Donald Trump, a 77-year-old Bible salesman from Palm Beach, Florida, has emerged as the nation’s most prominent Christian leader. Trump is running for president as a divinely chosen champion of White Christians, promising to sanctify their grievances, destroy their perceived enemies, bolster their social status, and grant them the power to impose an anti-feminist, anti-LGBTQ, White-centric Christian nationalism from coast to coast. That Trump doesn’t attend church and has obviously never read the book that he hawks for $59.99, seems of interest exclusively to his political opponents.
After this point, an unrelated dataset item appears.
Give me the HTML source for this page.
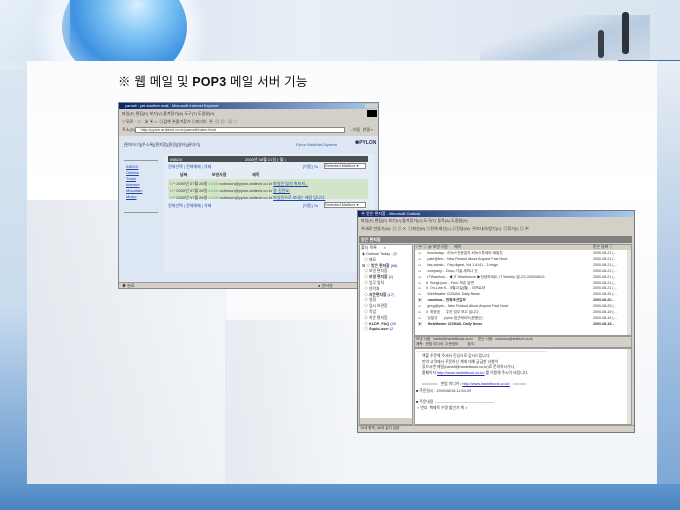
<!DOCTYPE html>
<html><head><meta charset="utf-8">
<style>
*{margin:0;padding:0;box-sizing:border-box}
body{width:680px;height:510px;overflow:hidden;position:relative;background:#5a8fc8;font-family:"Liberation Sans","Noto Sans CJK KR",sans-serif}
.a{position:absolute}
.t{font-size:4px;color:#333;white-space:nowrap;line-height:5px}
.k{font-family:"Liberation Sans","Noto Sans CJK KR",sans-serif}
</style></head><body>
<div class="a" style="left:0;top:0;width:680px;height:510px;background:linear-gradient(180deg,#e6eef6 0%,#dbe6f1 11%,#c9dcee 60%,#6f9fd2 92%,#4a84c2 100%)"></div>
<div class="a" style="left:0;top:0;width:680px;height:62px;background:linear-gradient(90deg,#cfe0f0,#e9eff6 45%,#dfe8f2 80%,#d8e4ef)"></div>
<!-- globe -->
<div class="a" style="left:25px;top:-45px;width:190px;height:150px;border-radius:50%;background:radial-gradient(circle,#f4f8fc 55%,rgba(230,238,246,0) 72%)"></div>
<div class="a" style="left:62px;top:-28px;width:125px;height:110px;border-radius:50%;background:radial-gradient(circle at 60% 30%,#d8efff 0%,#7cc2f4 30%,#3d91e0 60%,#cfe4f6 100%)"></div>
<div class="a" style="left:0;top:0;width:70px;height:70px;background:linear-gradient(135deg,#e9f1f8,transparent)"></div>
<div class="a" style="left:480px;top:15px;width:170px;height:45px;background:linear-gradient(160deg,transparent 30%,#b9cbe0 60%,#cfdbe8 100%)"></div>
<div class="a" style="left:618px;top:60px;width:62px;height:5px;background:#3a6fb8"></div>
<div class="a" style="left:598px;top:30px;width:6px;height:28px;background:#3b3f48;border-radius:3px"></div>
<div class="a" style="left:622px;top:12px;width:7px;height:42px;background:#2c313a;border-radius:3px"></div>
<!-- white panel -->
<div class="a" style="left:27px;top:61px;width:630px;height:423px;background:linear-gradient(180deg,#fafbfd,#ffffff 30%,#f1f4f8 100%)"></div>
<div class="a" style="left:27px;top:200px;width:200px;height:284px;background:linear-gradient(90deg,#d6dde6,#eef2f6);opacity:.6"></div>
<div class="a" style="left:225px;top:320px;width:130px;height:164px;background:linear-gradient(90deg,#e0e6ed,#f3f5f8);opacity:.7"></div>
<div class="a" style="left:657px;top:61px;width:23px;height:423px;background:linear-gradient(180deg,#e8eef5,#7ea8d6)"></div>
<div class="a k" style="left:118px;top:71px;font-size:12.5px;color:#111;letter-spacing:.2px">※ 웹 메일 및 <b>POP3</b> 메일 서버 기능</div>

<!-- IE window -->
<div class="a" style="left:118px;top:102px;width:261px;height:187px;background:#d4d0c8;border:1px solid #888"></div>
<div class="a" style="left:119px;top:103px;width:259px;height:6px;background:linear-gradient(90deg,#0a246a,#a6caf0)"></div>
<div class="a t" style="left:125px;top:103px;color:#fff;font-size:4px">yamail : yet another mail - Microsoft Internet Explorer</div>
<div class="a" style="left:365px;top:104px;width:12px;height:4px;background:#d4d0c8"></div>
<div class="a t k" style="left:122px;top:111px">파일(F) 편집(E) 보기(V) 즐겨찾기(A) 도구(T) 도움말(H)</div>
<div class="a" style="left:367px;top:110px;width:10px;height:7px;background:#000"></div>
<div class="a t k" style="left:122px;top:119px">⇦뒤로 · ⇨ · ⊗ ▣ ⌂ &nbsp;◎검색 ▣즐겨찾기 ◎미디어 &nbsp;▣· ▤ ◎ · ▤ ◇</div>
<div class="a" style="left:135px;top:127px;width:210px;height:6px;background:#fff;border:1px solid #888"></div>
<div class="a t" style="left:122px;top:127px">주소(D) &nbsp;&nbsp;&nbsp; http://pylon.anltech.co.kr/yamail/index.html</div>
<div class="a t k" style="left:349px;top:127px">→이동 &nbsp;연결 »</div>
<div class="a" style="left:119px;top:136px;width:259px;height:146px;background:#dde7f4"></div>
<div class="a t k" style="left:124px;top:142px;color:#335">[편지쓰기][주소록][편지함][환경][필터][끝내기]</div>
<div class="a t" style="left:296px;top:142px;color:#4060a0">Pylon WebMail System</div>
<div class="a" style="left:355px;top:140px;width:18px;height:7px;color:#335;font-size:5px;font-weight:bold">✺PYLON</div>
<div class="a" style="left:164px;top:154px;width:210px;height:118px;background:#e4ecf6"></div>
<div class="a" style="left:124px;top:160px;width:34px;height:1px;background:#999"></div>
<div class="a" style="left:124px;top:212px;width:34px;height:1px;background:#999"></div>
<div class="a t" style="left:126px;top:164px;color:#2244aa;line-height:6px;text-decoration:underline">INBOX<br>Outbox<br>Trash<br>Internet<br>Mountain<br>Music</div>
<div class="a" style="left:168px;top:156px;width:200px;height:6px;background:#4a4f54"></div>
<div class="a t" style="left:170px;top:157px;color:#fff">INBOX</div>
<div class="a t k" style="left:245px;top:157px;color:#fff">2000년 08월 21일 ( 월 )</div>
<div class="a t k" style="left:168px;top:164px;color:#2244aa">전체선택 | 전체해제 | 삭제</div>
<div class="a t k" style="left:303px;top:164px;color:#2244aa">[이동] To</div>
<div class="a" style="left:324px;top:163px;width:42px;height:6px;background:#fff;border:1px solid #888"></div>
<div class="a t" style="left:325px;top:163px">Selected Mailbox ▾</div>
<div class="a t k" style="left:180px;top:172px;font-weight:bold">날짜 &nbsp;&nbsp;&nbsp;&nbsp;&nbsp;&nbsp;&nbsp;&nbsp;&nbsp;&nbsp;&nbsp;&nbsp;&nbsp;&nbsp;&nbsp;&nbsp;&nbsp;&nbsp;&nbsp;&nbsp;&nbsp;보낸사람 &nbsp;&nbsp;&nbsp;&nbsp;&nbsp;&nbsp;&nbsp;&nbsp;&nbsp;&nbsp;&nbsp;&nbsp;&nbsp;&nbsp;&nbsp;&nbsp;&nbsp;&nbsp;&nbsp;&nbsp;&nbsp;&nbsp;제목</div>
<div class="a" style="left:168px;top:179px;width:200px;height:20px;background:#d3e4c8"></div>
<div class="a t k" style="left:170px;top:180px;line-height:7px">□ * 2000년 07월 28일 <span style="color:#5a5">14:26</span> colmoon@pylon.anltech.co.kr <u style="color:#2244aa">파일린 잃지 축보셔...</u><br>□ * 2000년 07월 28일 <span style="color:#5a5">14:26</span> colmoon@pylon.anltech.co.kr <u style="color:#2244aa">잘 진전요.</u><br>□ * 2000년 07월 28일 <span style="color:#5a5">14:26</span> colmoon@pylon.anltech.co.kr <u style="color:#2244aa">파일린으로 보내는 메일 입니다.</u></div>
<div class="a t k" style="left:168px;top:203px;color:#2244aa">전체선택 | 전체해제 | 삭제</div>
<div class="a t k" style="left:303px;top:203px;color:#2244aa">[이동] To</div>
<div class="a" style="left:324px;top:202px;width:42px;height:6px;background:#fff;border:1px solid #888"></div>
<div class="a t" style="left:325px;top:202px">Selected Mailbox ▾</div>
<div class="a" style="left:119px;top:282px;width:259px;height:6px;background:#d4d0c8;border-top:1px solid #999"></div>
<div class="a t k" style="left:122px;top:283px">◉ 완료</div>
<div class="a t k" style="left:318px;top:283px">● 인터넷</div>

<!-- Outlook window -->
<div class="a" style="left:357px;top:210px;width:278px;height:223px;background:#d4d0c8;border:1px solid #777"></div>
<div class="a" style="left:358px;top:211px;width:276px;height:6px;background:linear-gradient(90deg,#0a246a,#a6caf0)"></div>
<div class="a t k" style="left:361px;top:211px;color:#fff">▣ 받은 편지함 - Microsoft Outlook</div>
<div class="a t k" style="left:361px;top:218px">파일(F) 편집(E) 보기(V) 즐겨찾기(O) 도구(T) 동작(A) 도움말(H)</div>
<div class="a t k" style="left:361px;top:226px">▣새로 만들기(N)· ▤ ▤ ✕ &nbsp;◎회신(R) ◎전체 회신(L) ◎전달(W) &nbsp;▣보내기/받기(C) &nbsp;◎찾기(I) ▤ ▣</div>
<div class="a" style="left:359px;top:236px;width:273px;height:7px;background:#808080"></div>
<div class="a t k" style="left:361px;top:237px;color:#fff;font-weight:bold">받은 편지함</div>
<div class="a" style="left:359px;top:244px;width:54px;height:181px;background:#fff;border:1px solid #999"></div>
<div class="a t k" style="left:361px;top:245px">폴더 목록 &nbsp;&nbsp;&nbsp;&nbsp;&nbsp;×</div>
<div class="a t k" style="left:362px;top:252px;line-height:5.8px;font-size:3.8px">◈ Outlook Today - [3<br>&nbsp; ◇ 메모<br>⊞ ◇ <b>받은 편지함</b> <span style="color:#22a">(68)</span><br>&nbsp; ◇ 보낸 편지함<br>&nbsp; ◇ <b>보낼 편지함</b> <span style="color:#22a">(1)</span><br>&nbsp; ◇ 업무 일지<br>&nbsp; ◇ 연락처<br>&nbsp; ◇ <b>지운편지함</b> <span style="color:#22a">(17)</span><br>&nbsp; ◇ 일정<br>&nbsp; ◇ 임시 보관함<br>&nbsp; ◇ 작업<br>&nbsp; ◇ 지운 편지함<br>&nbsp; ◇ <b>KLDP_FAQ</b> <span style="color:#22a">(28</span><br>&nbsp; ◇ <b>Squid-user</b> <span style="color:#22a">(2</span></div>
<div class="a" style="left:360px;top:418px;width:52px;height:6px;background:#d4d0c8"></div>
<div class="a" style="left:414px;top:244px;width:218px;height:92px;background:#fff;border:1px solid #999"></div>
<div class="a" style="left:415px;top:245px;width:216px;height:5px;background:#d4d0c8"></div>
<div class="a t k" style="left:416px;top:245px;font-size:3.8px">! ▣ ▽ @ 보낸 사람 &nbsp;&nbsp;&nbsp;&nbsp;&nbsp;제목</div>
<div class="a t k" style="left:593px;top:245px;font-size:3.8px">받은 날짜 ▽</div>
<div class="a t k" style="left:418px;top:251px;font-size:3.6px;line-height:5.9px">▭ &nbsp;&nbsp;&nbsp;&nbsp;&nbsp;linuxtoday... 리눅스전문잡지-리눅스투데이-메일진<br>▭ &nbsp;&nbsp;&nbsp;&nbsp;&nbsp;pate@fen... New Findout About Anyone Fast Now!<br>▭ &nbsp;&nbsp;&nbsp;&nbsp;&nbsp;faq-admin... Faq digest, Vol 1 #141 - 3 msgs<br>▭ &nbsp;&nbsp;&nbsp;&nbsp;&nbsp;company... Cisco 기술 세미나 건<br>▭ &nbsp;&nbsp;&nbsp;&nbsp;&nbsp;ITWarehou... ◀ IT Warehouse ▶안녕하세요, IT Weekly 입니다.2000/08/21<br>▭ &nbsp;&nbsp;&nbsp;ⅱ SungLyool... Fwd: 보존 답변<br>▭ &nbsp;&nbsp;&nbsp;ⅱ On-Line K... 8월21일(월) - 이프로와<br>▭ &nbsp;&nbsp;&nbsp;&nbsp;&nbsp;WebMaster CIZMAIL Daily News<br><b>▣ &nbsp;&nbsp;&nbsp;&nbsp;&nbsp;manhwa... 만화조선일보</b><br>▭ &nbsp;&nbsp;&nbsp;&nbsp;&nbsp;greg@yes... New Findout About Anyone Fast Now!<br>▭ &nbsp;&nbsp;&nbsp;ⅱ 최명엽 &nbsp;&nbsp;&nbsp;&nbsp;&nbsp;주간 업무 보고 입니다.<br>▭ &nbsp;&nbsp;&nbsp;&nbsp;&nbsp;임일규 &nbsp;&nbsp;&nbsp;&nbsp;&nbsp;&nbsp;pylon 접근레이드(문용순)<br><b>▣ &nbsp;&nbsp;&nbsp;&nbsp;&nbsp;WebMaster CIZMAIL Daily News</b></div>
<div class="a t" style="left:593px;top:251px;font-size:3.6px;line-height:5.9px">2000-08-21 (...<br>2000-08-21 (...<br>2000-08-21 (...<br>2000-08-21 (...<br>2000-08-21 (...<br>2000-08-21 (...<br>2000-08-21 (...<br>2000-08-20 (...<br><b>2000-08-20...</b><br>2000-08-20 (...<br>2000-08-19 (...<br>2000-08-19 (...<br><b>2000-08-19...</b></div>
<div class="a" style="left:627px;top:250px;width:4px;height:85px;background:#e4e2dc"></div>
<div class="a" style="left:414px;top:336px;width:218px;height:12px;background:#d4d0c8;border:1px solid #999"></div>
<div class="a t k" style="left:416px;top:337px;font-size:3.6px">보낸 사람: &nbsp;hanbit@hanbitbook.co.kr &nbsp;&nbsp;&nbsp;&nbsp;받는 사람: &nbsp;colmoon@anltech.co.kr<br>제목: &nbsp;한빛 미디어, 주문정보 &nbsp;&nbsp;&nbsp;&nbsp;&nbsp;&nbsp;&nbsp;&nbsp;참조:</div>
<div class="a" style="left:414px;top:348px;width:218px;height:77px;background:#fff;border:1px solid #999"></div>
<div class="a t" style="left:416px;top:349px;color:#888;font-size:3.6px">--------------------------------------------------------------------------------------------------------------</div>
<div class="a t k" style="left:422px;top:354px;font-size:3.8px;line-height:5.5px">책을 주문해 주셔서 진심으로 감사드립니다.<br>만약 고객께서 주문하신 책에 대해 궁금한 사항이<br>있으시면 메일(hanbit@hanbitbook.co.kr)로 문의하시거나,<br>홈페이지 <u style="color:#22a">http://www.hanbitbook.co.kr/</u> 를 이용해 주시기 바랍니다.<br><br>======= &nbsp;&nbsp;한빛 미디어 / <u style="color:#22a">http://www.hanbitbook.co.kr/</u> &nbsp;&nbsp;======</div>
<div class="a t k" style="left:416px;top:389px;font-size:3.8px">■ 주문일시 : 2000/08/18 11:54:29</div>
<div class="a t k" style="left:416px;top:400px;font-size:3.8px;line-height:5.5px">■ 주문내용 -----------------------------------------------<br>&nbsp;&lt; 번호 &nbsp;책제목 수량 할인가 계 &gt;</div>
<div class="a" style="left:627px;top:349px;width:4px;height:75px;background:#e4e2dc"></div>
<div class="a" style="left:358px;top:425px;width:276px;height:7px;background:#d4d0c8;border-top:1px solid #999"></div>
<div class="a t k" style="left:360px;top:426px;font-size:3.6px">78개 항목, 68개 읽지 않음</div>
</body></html>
What might catch the attention of some evangelical conservatives, however, is that Trump’s ostentatious embrace of White Christian militantism coincides with a precipitous decline in religious affiliation in the US. According to the Public Religion Research Institute, one-quarter of Americans in 2023 said they were religiously unaffiliated. “Unaffiliated” is the only religious category experiencing growth. In a single decade, from 2013 to 2023, the percentage of Americans saying that religion is the most important thing, or among the most important things, in their life plummeted to 53% from 72%.
What’s funny to me is my ex mother-out-law (mom of the long term ex I never married) told me recently she could not find a Christian church she agreed with. She said they are unchristian, so I asked “not welcoming to the poor and immigrants? Too focused on dogma and not the spirit of Christ? Prosperity Gospel nonsense?”.
No, apparently the Christian churches were too “woke” for her. Too nice, not enough conservative politics in the sermons. Oh my goodness, but I think at least my questions landed.
So she may be part of this number of dis-churched people but not for the reasons we might hope.
There’s a whole movement of people leaving churches because they aren’t radical enough. The bad part is they conglomerate to echo chambers of unbridled hate.